Do you see anything problematic here?
buf := bytes.NewBuffer(make([]byte, 0))
reader := io.TeeReader(r.Body, buf)
query, err := json.NewDecoder(reader).Decode(&out)
if err != nil {
// omited
}
r.Body.Close()
r.Body = ioutil.NopCloser(buf)
From the title of this post you can guess that indeed this is the problem. However it is not so easy to reproduce. Here is the same code (playground link):
package main
import (
"fmt"
"encoding/json"
"strings"
"bytes"
"io"
)
func main() {
data := strings.NewReader("{\"my\": \"jsalksjdnfalsknjdfaskljdnfalskjdnfalkjdnflksjdfksdflkajsndfklasjkladntrglkaj dnrgkljandr glkjandrgkljnadrlkgjn aderlkgjn adelrigbnu aelitbghn aeiljbrg asliejkbrgn alierbng laidjbfnglks djbfg lajkhdbf glkadjbrfg akljdbfg lakjdbfng lakjdbfg lahjkdbfgjndflaksjndflaksjndflkasjndflkasjdbflajshebrflaehrbgalkdjrbglakdjbrgn akldjrbgn lakjdfb glkasdbf gakljdfg adfg nlaksjdnflaksjdnflaksjdnflaksjdsfghnfsfghlaksjdnfsfghslaksjdnflaskjdnffghs fgh laskjdnflaksjdnfsjdnflkasjndflkajsndflkajsndfklnasdfa sdfasdfon\"}\n")
origLen := data.Len()
var unmarshaled interface{}
copy := new(bytes.Buffer)
reader := io.TeeReader(data, copy)
err := json.NewDecoder(reader).Decode(&unmarshaled)

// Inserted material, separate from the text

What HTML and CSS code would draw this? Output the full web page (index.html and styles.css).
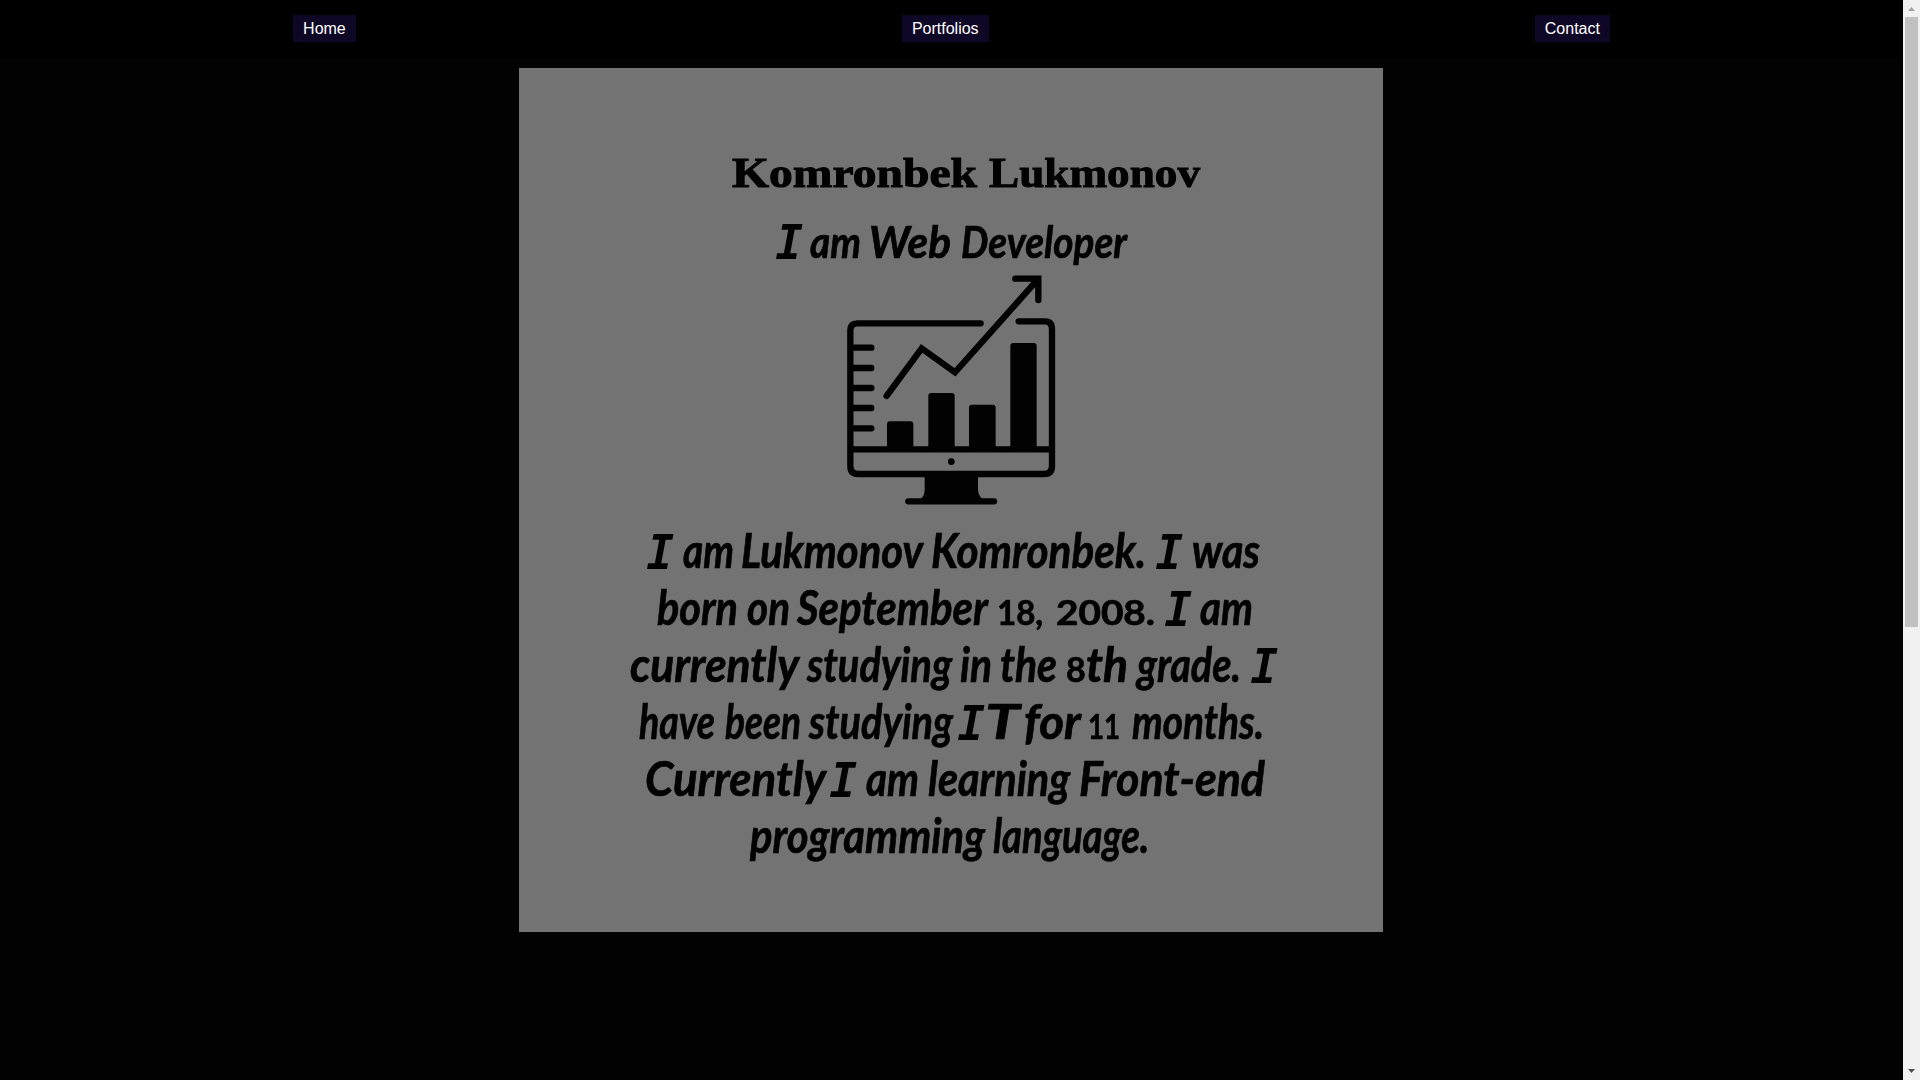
FILE: index.html
```html
<!DOCTYPE html>
<html lang="en">
<head>
<meta charset="utf-8">
<title>Komronbek Lukmonov</title>
<link rel="stylesheet" href="styles.css">
</head>
<body>
<div class="page">
  <header class="header">
    <nav class="nav">
      <a class="nav-link" href="#home">Home</a>
      <a class="nav-link" href="#portfolios">Portfolios</a>
      <a class="nav-link" href="#contact">Contact</a>
    </nav>
  </header>
  <main class="main">
    <svg class="card" viewBox="0 0 864 864">
      <text class="name" y="119"><tspan x="213" textLength="245" lengthAdjust="spacingAndGlyphs">Komronbek</tspan> <tspan x="470" textLength="211" lengthAdjust="spacingAndGlyphs">Lukmonov</tspan></text>
      <text class="role" y="190"><tspan class="slab" x="257">I</tspan> <tspan x="291" textLength="51" lengthAdjust="spacingAndGlyphs">am</tspan> <tspan x="350" textLength="82" lengthAdjust="spacingAndGlyphs">Web</tspan> <tspan x="442" textLength="166" lengthAdjust="spacingAndGlyphs">Developer</tspan></text>

      <!-- monitor with a growth chart -->
      <g class="chart" transform="translate(311 192) scale(.33333)">
        <path class="line" d="M452 190H82Q61 190 61 211V618Q61 642 84 642H643Q666 642 666 618V208Q666 184 645 184H566M61 568H666M61 263H124M61 324H124M61 384H124M61 444H124M61 505H124M170 408L275 265L375 337L620 62M556 56H625V120M235 724H492"/>
        <rect x="171" y="484" width="79" height="84" rx="9"/>
        <rect x="295" y="399" width="79" height="169" rx="9"/>
        <rect x="417" y="434" width="80" height="134" rx="9"/>
        <rect x="541" y="249" width="79" height="319" rx="9"/>
        <circle cx="364" cy="605" r="10"/>
        <path d="M284 642H444V690Q446 716 470 724H258Q284 716 284 690Z"/>
      </g>

      <text class="bio" y="500"><tspan class="slab" x="128">I</tspan> <tspan x="164" textLength="51" lengthAdjust="spacingAndGlyphs">am</tspan> <tspan x="222" textLength="181" lengthAdjust="spacingAndGlyphs">Lukmonov</tspan> <tspan x="412" textLength="215" lengthAdjust="spacingAndGlyphs">Komronbek.</tspan> <tspan class="slab" x="637">I</tspan> <tspan x="673" textLength="68" lengthAdjust="spacingAndGlyphs">was</tspan></text>
      <text class="bio" y="557"><tspan x="138" textLength="81" lengthAdjust="spacingAndGlyphs">born</tspan> <tspan x="228" textLength="43" lengthAdjust="spacingAndGlyphs">on</tspan> <tspan x="278" textLength="190" lengthAdjust="spacingAndGlyphs">September</tspan> <tspan class="digits" x="478" textLength="46" lengthAdjust="spacingAndGlyphs">18,</tspan> <tspan class="digits" x="537" textLength="99" lengthAdjust="spacingAndGlyphs">2008.</tspan> <tspan class="slab" x="646">I</tspan> <tspan x="681" textLength="53" lengthAdjust="spacingAndGlyphs">am</tspan></text>
      <text class="bio" y="614"><tspan x="111" textLength="168" lengthAdjust="spacingAndGlyphs">currently</tspan> <tspan x="288" textLength="145" lengthAdjust="spacingAndGlyphs">studying</tspan> <tspan x="441" textLength="32" lengthAdjust="spacingAndGlyphs">in</tspan> <tspan x="481" textLength="57" lengthAdjust="spacingAndGlyphs">the</tspan> <tspan class="digits" x="547">8</tspan><tspan x="567" textLength="42" lengthAdjust="spacingAndGlyphs">th</tspan> <tspan x="618" textLength="104" lengthAdjust="spacingAndGlyphs">grade.</tspan> <tspan class="slab" x="732">I</tspan></text>
      <text class="bio" y="671"><tspan x="120" textLength="76" lengthAdjust="spacingAndGlyphs">have</tspan> <tspan x="206" textLength="76" lengthAdjust="spacingAndGlyphs">been</tspan> <tspan x="290" textLength="144" lengthAdjust="spacingAndGlyphs">studying</tspan> <tspan class="slab" x="439">I</tspan><tspan x="466" textLength="33" lengthAdjust="spacingAndGlyphs">T</tspan> <tspan x="505" textLength="56" lengthAdjust="spacingAndGlyphs">for</tspan> <tspan class="digits" x="569" textLength="32" lengthAdjust="spacingAndGlyphs">11</tspan> <tspan x="613" textLength="132" lengthAdjust="spacingAndGlyphs">months.</tspan></text>
      <text class="bio" y="728"><tspan x="126" textLength="180" lengthAdjust="spacingAndGlyphs">Currently</tspan> <tspan class="slab" x="311">I</tspan> <tspan x="347" textLength="53" lengthAdjust="spacingAndGlyphs">am</tspan> <tspan x="409" textLength="142" lengthAdjust="spacingAndGlyphs">learning</tspan> <tspan x="560" textLength="186" lengthAdjust="spacingAndGlyphs">Front-end</tspan></text>
      <text class="bio" y="785"><tspan x="231" textLength="235" lengthAdjust="spacingAndGlyphs">programming</tspan> <tspan x="474" textLength="156" lengthAdjust="spacingAndGlyphs">language.</tspan></text>
    </svg>
  </main>
</div>
<div class="scrollbar">
  <svg class="arrow arrow-up" viewBox="0 0 17 17"><path d="M5 11H12L8.5 7Z"/></svg>
  <div class="thumb"></div>
  <svg class="arrow arrow-down" viewBox="0 0 17 17"><path d="M5 6H12L8.5 10Z"/></svg>
</div>
</body>
</html>
```
FILE: styles.css
```css
* {
  box-sizing: border-box;
}

body {
  margin: 0;
  height: 100vh;
  display: grid;
  grid-template-columns: 1fr 17px;
  overflow: hidden;
  background: #020202;
  font-family: "Liberation Sans", Arial, sans-serif;
}

.header {
  height: 58px;
  padding: 15px 20px 0;
  background: #000;
}

.nav {
  display: flex;
  justify-content: space-around;
}

.nav-link {
  height: 27px;
  padding: 0 10px;
  background: #0f0726;
  color: #fff;
  font-size: 16px;
  line-height: 27px;
  text-decoration: none;
}

.main {
  display: flex;
  justify-content: center;
  padding: 10px 1px 0 0;
}

.card {
  width: 864px;
  height: 864px;
  background: #737373;
}

.name,
.role,
.bio,
.chart {
  fill: #020203;
  filter: blur(.6px);
}

.name {
  font: 700 43px "Liberation Serif", serif;
  stroke: #020203;
  stroke-width: 1px;
}

.role,
.bio {
  font-family: Lato, sans-serif;
  font-style: italic;
  font-weight: 700;
  stroke: #020203;
  stroke-width: .7px;
}

.role {
  font-size: 44px;
}

.bio {
  font-size: 47px;
}

.slab {
  font-family: "DejaVu Sans Mono", monospace;
  font-size: 44px;
  font-weight: 400;
  stroke-width: 2px;
}

.digits {
  font-size: 34px;
  font-style: normal;
}

.line {
  fill: none;
  stroke: #020203;
  stroke-width: 19px;
  stroke-linecap: round;
}

.scrollbar {
  display: flex;
  flex-direction: column;
  background: #f1f1f1;
}

.arrow {
  width: 17px;
  height: 17px;
}

.arrow-up {
  fill: #a3a3a3;
}

.arrow-down {
  margin-top: auto;
  fill: #505050;
}

.thumb {
  width: 13px;
  height: 610px;
  margin-left: 2px;
  background: #c1c1c1;
}
```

fmt.Printf("%+v, len orig: %d, len new: %d", err, origLen , copy.Len())
}
<nil>, len orig: 512, len new: 512
But the size of the body and data in reader is identical. What is happening here?
I realised that the json decoder may have some optimization that it does not read the entire request body and skips some bytes (like trailing newlines). Which is what I tried here (playground link):
package main
import (
"fmt"
"encoding/json"
"strings"
"bytes"
"io"
)
func main() {
data := strings.NewReader("{\"my\": \"json\"}\n?")
origLen := data.Len()
var unmarshaled interface{}
copy := new(bytes.Buffer)
reader := io.TeeReader(data, copy)
err := json.NewDecoder(reader).Decode(&unmarshaled)
fmt.Printf("%+v, %+v, copy: %+v, len orig: %d, len new: %d", unmarshaled, err, copy.String(), origLen , copy.Len())
}
map[my:json], <nil>, copy: {"my": "json"}
?, len orig: 16, len new: 16
But it WORKS?! WHAT? So what is so special about the 512 bytes (from the error message)?
It turns out, that json decoder creates 512 bytes
buffers into which it copies input.
It also looks ahead, to check if it should allocate another 512 bytes
, and if next byte is end of object or empty space, then stop reading input.
So if I take the 1st playground example, and add a /n
at the end of the JSON, it reproduces the issue (playground link):
package main
import (
"bytes"
"encoding/json"
"fmt"
"io"
"strings"
)
func main() {
data := strings.NewReader("{\"my\": \"1jsalksjdnfalsknjdfaskljdnfalskjdnfalkjdnflksjdfksdflkajsndfklasjkladntrglkaj dnrgkljandr glkjandrgkljnadrlkgjn aderlkgjn adelrigbnu aelitbghn aeiljbrg asliejkbrgn alierbng laidjbfnglks djbfg lajkhdbf glkadjbrfg akljdbfg lakjdbfng lakjdbfg lahjkdbfgjndflaksjndflaksjndflkasjndflkasjdbflajshebrflaehrbgalkdjrbglakdjbrgn akldjrbgn lakjdfb glkasdbf gakljdfg adfg nlaksjdnflaksjdnflaksjdnflaksjdsfghnfsfghlaksjdnfsfghslaksjdnflaskjdnffghs fgh laskjdnflaksjdnfsjdnflkasjndflkajsndflkajsndfklnasdfa sdfasdfon\"}\n")
origLen := data.Len()
var unmarshaled interface{}
copy := new(bytes.Buffer)
reader := io.TeeReader(data, copy)
err := json.NewDecoder(reader).Decode(&unmarshaled)
fmt.Printf("%+v, len orig: %d, len new: %d", err, origLen, copy.Len())
}
<nil>, len orig: 513, len new: 512
So it seems like we can’t use json.Decoder
together with io.TeeReader
to duplicate request body.
I was thinking of creating a bug report, but the documentation of TeeReader states this correctly:
TeeReader returns a Reader that writes to w what it reads from r. All reads from r performed through it are matched with corresponding writes to w. There is no internal buffering - the write must complete before the read completes. Any error encountered while writing is reported as a read error.
So if you don’t read all bytes from r
, not all bytes will be written to w
. Simple.
To fix this, I switched to ioutil.ReadAll
which reads all bytes, which is what we want.